When it comes to athletic footwear components that endure constant friction, impact, and environmental stress, material performance is paramount. Running shoelaces may seem like a minor detail, but they represent a critical touchpoint between durability demands and sustainability innovation. Enter recycled Nylon 6 (rPA6) engineered specifically for high-friction applications—a material solution that demonstrates how circular economy principles can meet the rigorous mechanical requirements of active lifestyle products.
The Performance Challenge in Athletic Footwear Components
Athletic shoelaces face a unique combination of mechanical stresses: continuous abrasion against eyelets during foot flexion, tensile loads during tightening and activity, and environmental degradation from moisture, UV exposure, and temperature fluctuations. Traditional virgin nylon has long dominated this application due to its excellent abrasion resistance, tensile strength, and dimensional stability. However, the environmental cost of virgin polyamide production—including significant carbon emissions and dependence on petroleum feedstocks—has prompted the athletic industry to seek sustainable alternatives without compromising performance.
The central question for footwear manufacturers has become: Can post-consumer recycled materials deliver the same durability and functional longevity as virgin resins while reducing environmental impact? The answer increasingly lies in advanced PCR (Post-Consumer Recycled) engineering plastics that undergo rigorous quality control and functional enhancement.
Understanding rPA6: Engineering-Grade Recycled Nylon
Nairong® rPA6 represents a new generation of recycled polyamide materials specifically formulated for demanding mechanical applications. Unlike standard recycled plastics that may compromise on performance metrics, this engineering-grade rPA6 maintains the core properties that make nylon suitable for high-stress applications: high tensile strength, excellent abrasion resistance, low coefficient of friction, and good elastic recovery.
The material undergoes a sophisticated recycling process that begins with post-consumer waste collection—including discarded fishing nets and industrial nylon scrap—followed by advanced sorting, cleaning, and repolymerization to restore molecular weight and mechanical properties. What emerges is a high-purity recycled resin that meets stringent quality standards comparable to virgin materials.
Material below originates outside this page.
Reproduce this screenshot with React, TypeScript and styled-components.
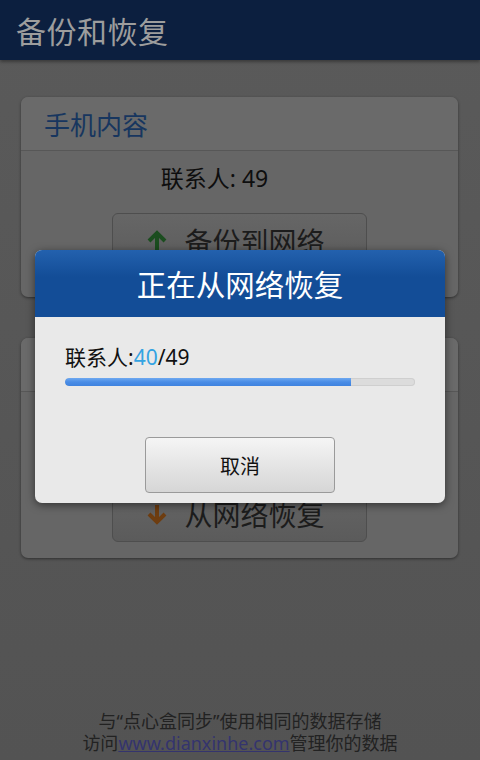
import React from 'react'
import styled, { createGlobalStyle } from 'styled-components'

const GlobalStyle = createGlobalStyle`
  html, body {
    margin: 0;
    padding: 0;
    background: #565656;
  }
  body {
    font-family: "Noto Sans", "Noto Sans CJK SC", sans-serif;
  }
`

const Screen = styled.div`
  position: relative;
  width: 480px;
  height: 760px;
  overflow: hidden;
  display: flex;
  flex-direction: column;
  background: linear-gradient(#5a5a5a, #535353);
`

const TitleBar = styled.div`
  height: 60px;
  flex: none;
  display: flex;
  align-items: center;
  padding-left: 16px;
  background: #0c1f3f;
  box-shadow: 0 2px 3px rgba(0, 0, 0, 0.35);
  color: #9d9d9d;
  font-size: 30px;
  letter-spacing: 0.5px;
`

const Content = styled.div`
  display: flex;
  flex-direction: column;
  gap: 41px;
  padding: 37px 22px 0 21px;
`

const Card = styled.div`
  display: flex;
  flex-direction: column;
  border-radius: 7px;
  background: #666666;
  box-shadow: 0 1px 3px rgba(0, 0, 0, 0.45);
  overflow: hidden;
`

const CardHeader = styled.div`
  height: 53px;
  display: flex;
  align-items: center;
  padding-left: 23px;
  background: #6a6a6a;
  border-bottom: 1px solid #575757;
  color: #17365f;
  font-size: 26px;
`

const CardBody = styled.div<{ $top: number; $bottom: number }>`
  display: flex;
  flex-direction: column;
  align-items: center;
  padding: ${({ $top }) => $top}px 0 ${({ $bottom }) => $bottom}px;
`

const Count = styled.div`
  color: #0e0e0e;
  font-size: 23px;
  line-height: 30px;
  margin-right: 50px;
`

const ActionButton = styled.div<{ $mt: number }>`
  width: 255px;
  height: 56px;
  margin-top: ${({ $mt }) => $mt}px;
  box-sizing: border-box;
  display: flex;
  align-items: center;
  justify-content: center;
  gap: 16px;
  border: 1px solid #4e4e4e;
  border-radius: 6px;
  background: linear-gradient(#666666, #5b5b5b);
  color: #1c1c1c;
  font-size: 28px;
  padding-right: 8px;
`

const Footer = styled.div`
  margin-top: auto;
  padding-bottom: 6px;
  text-align: center;
  color: #222;
  font-size: 18px;
  line-height: 22px;
`

const Link = styled.span`
  color: #34346e;
  text-decoration: underline;
`

const Dialog = styled.div`
  position: absolute;
  left: 35px;
  top: 250px;
  width: 410px;
  height: 253px;
  display: flex;
  flex-direction: column;
  border-radius: 7px;
  overflow: hidden;
  background: #e9e9e9;
  box-shadow: 0 2px 8px rgba(0, 0, 0, 0.5);
`

const DialogHeader = styled.div`
  height: 67px;
  flex: none;
  display: flex;
  align-items: center;
  justify-content: center;
  background: linear-gradient(#2361ae, #134d97 40%, #134d97);
  color: #fff;
  font-size: 29.5px;
`

const DialogBody = styled.div`
  display: flex;
  flex-direction: column;
  padding: 26px 30px 0 30px;
`

const ProgressLabel = styled.div`
  color: #111;
  font-size: 21px;
  line-height: 28px;
`

const Done = styled.span`
  color: #34a3e2;
`

const Track = styled.div`
  margin-top: 7px;
  height: 8px;
  border-radius: 4px;
  background: #dcdcdc;
  box-shadow: inset 0 0 0 1px #cfcfcf;
  overflow: hidden;
`

const Fill = styled.div`
  height: 100%;
  border-radius: 4px 0 0 4px;
  background: linear-gradient(#6ea8f0, #4a8de6 50%, #3f83df);
`

const CancelButton = styled.div`
  align-self: center;
  margin-top: 51px;
  width: 190px;
  height: 56px;
  box-sizing: border-box;
  display: flex;
  align-items: center;
  justify-content: center;
  border: 1px solid #9a9a9a;
  border-radius: 4px;
  background: linear-gradient(#f5f5f5, #e2e2e2 60%, #d6d6d6);
  color: #111;
  font-size: 20px;
`

const Arrow: React.FC<{ color: string; down?: boolean }> = ({ color, down }) => (
  <svg width="22" height="22" viewBox="0 0 22 22" style={{ transform: down ? 'rotate(180deg)' : undefined }}>
    <path d="M11 3 L11 20" stroke={color} strokeWidth="4" />
    <path d="M3 11 L11 3 L19 11" stroke={color} strokeWidth="4" fill="none" />
  </svg>
)

const done = 40
const total = 49

const App: React.FC = () => {
  return (
    <Screen>
      <GlobalStyle />
      <TitleBar>备份和恢复</TitleBar>
      <Content>
        <Card>
          <CardHeader>手机内容</CardHeader>
          <CardBody $top={12} $bottom={28}>
            <Count>联系人: 49</Count>
            <ActionButton $mt={20}>
              <Arrow color="#1b4d1f" />
              备份到网络
            </ActionButton>
          </CardBody>
        </Card>
        <Card>
          <CardHeader>网络内容</CardHeader>
          <CardBody $top={12} $bottom={16}>
            <Count>联系人: 49</Count>
            <ActionButton $mt={52}>
              <Arrow color="#6e3d10" down />
              从网络恢复
            </ActionButton>
          </CardBody>
        </Card>
      </Content>
      <Footer>
        <div>与“点心盒同步”使用相同的数据存储</div>
        <div>
          访问<Link>www.dianxinhe.com</Link>管理你的数据
        </div>
      </Footer>
      <Dialog>
        <DialogHeader>正在从网络恢复</DialogHeader>
        <DialogBody>
          <ProgressLabel>
            联系人:<Done>{done}</Done>/{total}
          </ProgressLabel>
          <Track>
            <Fill style={{ width: `${(done / total) * 100}%` }} />
          </Track>
          <CancelButton>取消</CancelButton>
        </DialogBody>
      </Dialog>
    </Screen>
  )
}

export default App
One particularly notable variant, rPA6-S22N, is sourced specifically from recycled fishing nets, addressing the dual challenge of ocean waste management while creating high-value engineering materials. This "ocean-to-product" transformation demonstrates the technical feasibility of upcycling marine plastic pollution into performance-grade components—a concept validated through multiple industry certifications including GRS (Global Recycled Standard), UL 2809, and ISCC PLUS.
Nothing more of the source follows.